Por Moisés Nai
Participé en un ejercicio cuyo propósito era evaluar la capacidad de grandes organizaciones para anticipar los cambios externos que más las impactaron. Para ello, se compararon sus anteriores planes estratégicos y sus presupuestos anuales con lo que en realidad pasaron.
El ejercicio reveló muchas cosas, pero hay tres que vale la pena destacar. La primera es que ninguna de las organizaciones estudiadas vio venir grandes eventos como la crisis financiera de 2008, el Brexit, la elección de Donald Trump o, por supuesto, la pandemia por Covid-19. La segunda es que, aun las que identificaron las tendencias que las afectarían, se equivocaron en sus cálculos de cuánto tardarían en sentir sus consecuencias. Todo pasó más rápido. La tercera es que una de las tendencias cuya velocidad más se subestimó fue la revolución digital.

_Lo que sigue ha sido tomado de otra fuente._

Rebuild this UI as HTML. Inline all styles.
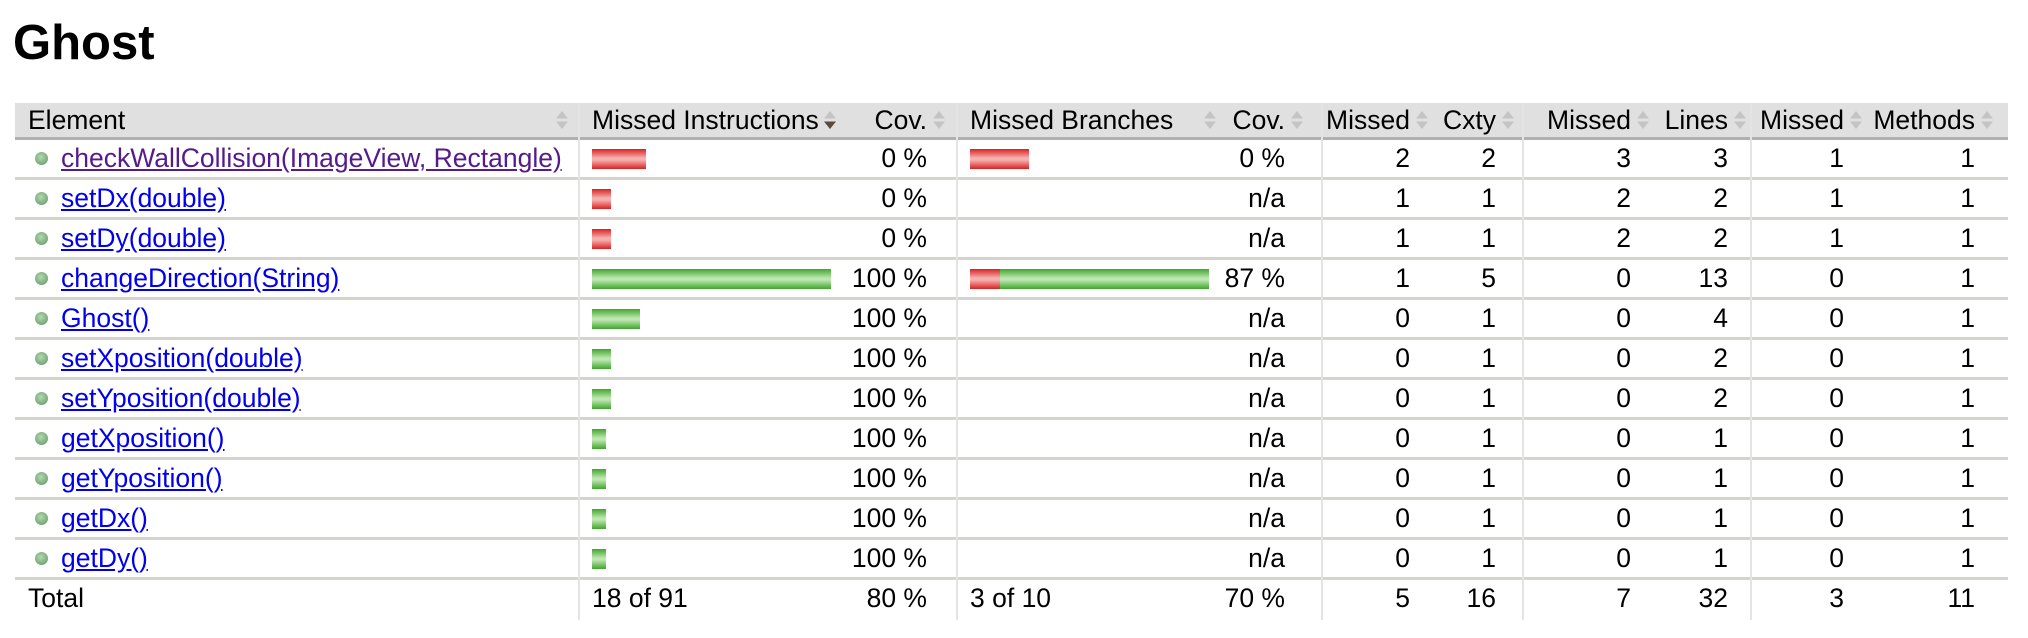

El impacto de las tecnologías digitales se ha amplificado gracias a la rápida diseminación de la Inteligencia Artificial, la robotización, Blockchain, el big data, y demás innovaciones en esta área. La preocupación es que la revolución digital va a destruir una enorme cantidad de puestos de trabajo y que, en las próximas décadas, se creará lo que el historiador Yuval Harari ha llamado “la clase inútil”, un grupo social perpetuamente desempleado al cual el resto de la sociedad deberá mantener.

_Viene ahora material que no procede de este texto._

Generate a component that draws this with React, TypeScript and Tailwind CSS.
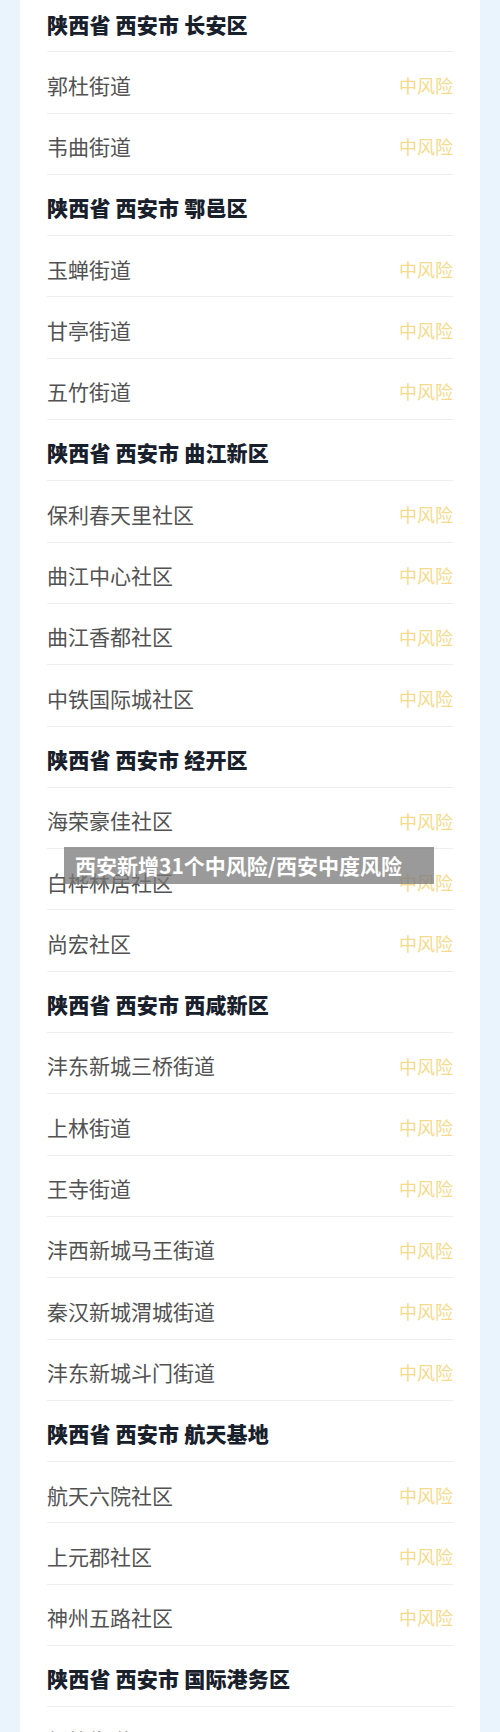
import React from 'react';

type Row = { kind: 'head'; text: string } | { kind: 'item'; text: string };

const GROUPS: { area: string; items: string[] }[] = [
  { area: '长安区', items: ['郭杜街道', '韦曲街道'] },
  { area: '鄠邑区', items: ['玉蝉街道', '甘亭街道', '五竹街道'] },
  { area: '曲江新区', items: ['保利春天里社区', '曲江中心社区', '曲江香都社区', '中铁国际城社区'] },
  { area: '经开区', items: ['海荣豪佳社区', '白桦林居社区', '尚宏社区'] },
  {
    area: '西咸新区',
    items: ['沣东新城三桥街道', '上林街道', '王寺街道', '沣西新城马王街道', '秦汉新城渭城街道', '沣东新城斗门街道'],
  },
  { area: '航天基地', items: ['航天六院社区', '上元郡社区', '神州五路社区'] },
  { area: '国际港务区', items: ['新筑街道'] },
];

const ROWS: Row[] = GROUPS.flatMap((g) => [
  { kind: 'head' as const, text: `陕西省 西安市 ${g.area}` },
  ...g.items.map((t) => ({ kind: 'item' as const, text: t })),
]);

export default function App() {
  return (
    <div
      className="relative h-[1732px] w-[500px] overflow-hidden bg-[#eaf4fd]"
      style={{ fontFamily: '"Noto Sans CJK SC", "Noto Sans", sans-serif' }}
    >
      <div className="mx-[20px] h-full bg-white px-[27px]">
        {ROWS.map((row, i) => (
          <div
            key={i}
            className={`flex items-center justify-between border-b border-[#eeeeee] ${
              i === 0 ? 'h-[52.3px] pb-[2px]' : 'h-[61.3px] pt-[6px]'
            }`}
          >
            {row.kind === 'head' ? (
              <span className="text-[21px] font-black tracking-[0.2px] text-[#18202c]">{row.text}</span>
            ) : (
              <>
                <span className="text-[21px] text-[#525252]">{row.text}</span>
                <span className="text-[18px] text-[#f4da8c]">中风险</span>
              </>
            )}
          </div>
        ))}
      </div>

      <div className="absolute left-[64px] top-[847px] flex h-[37px] w-[370px] items-center bg-[rgba(120,120,120,0.75)] pl-[11px]">
        <span className="text-[21px] font-bold leading-none text-white">西安新增31个中风险/西安中度风险</span>
      </div>
    </div>
  );
}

El presidente John F. Kennedy alertó de que uno de los principales retos de la década de los 60 sería mantener el nivel de empleo al mismo tiempo que “las máquinas reemplazan hombres”. Estas ansiedades resultaron infundadas, ya que las nuevas tecnologías no sólo “reemplazaron hombres”, sino que crearon empleos en nuevas industrias. ¿Pasará lo mismo con la revolución digital? ¿Creará más empleos de los que destruirá? Joseph Schumpeter llamó a ese proceso la “destrucción creativa”.
Hay quienes argumentan que esta vez es distinto y que el shock tecnológico será más amplio y más veloz. De ser así, ¿qué hacer? Hasta ahora hay cuatro ideas.
La primera es el proteccionismo digital. Consiste en encarecer, a través de impuestos, aranceles y otros mecanismos, el uso de robots y tecnologías digitales que reducen el empleo. Esta es una mala idea. Las economías que desincentivan la adopción de nuevas tecnologías pierden competitividad y sufren importantes rezagos y distorsiones.
La segunda idea es reeducar a quienes han perdido su trabajo. Este es un encomiable objetivo y la mayoría de los países ya cuentan con programas para darle a los desempleados nuevas destrezas. Lamentablemente los resultados han sido limitados.
La tercera no es nueva: el empleo público. Cada vez que una sociedad experimenta un aumento drástico en su tasa de desocupación, el gobierno intenta paliar la situación creando puestos de trabajo que si bien no son necesarios, sirven para dar un ingreso a quienes lo perdieron. Puede ser viable como medida de emergencia temporal, pero su adopción como política permanente es onerosa, contraproducente e insostenible a largo plazo
La cuarta propuesta es garantizar un ingreso básico universal. Esto quiere decir que todos los adultos tendrán un ingreso mínimo asegurado y permanente, independientemente de si trabajan o no. Esta idea es muy costosa y puede desincentivar el trabajo. Pero si se usa para reemplazar subsidios ineficientes sus costos pueden ser reducidos.
La buena noticia es que quizás nada de esto haga falta. Hasta ahora no hay síntomas de que la destrucción creativa de Schumpeter haya desaparecido. Es perfectamente posible que estas nuevas tecnologías produzcan más y mejores empleos de los que destruirán. Los efectos de la pandemia sobre el empleo están aún por verse.
Pero si esta vez es diferente y los nuevos empleos no aparecen a tiempo, estaremos enfrentando uno de los mayores retos de este siglo. Por eso es urgente ir pensando qué hacer si sucede.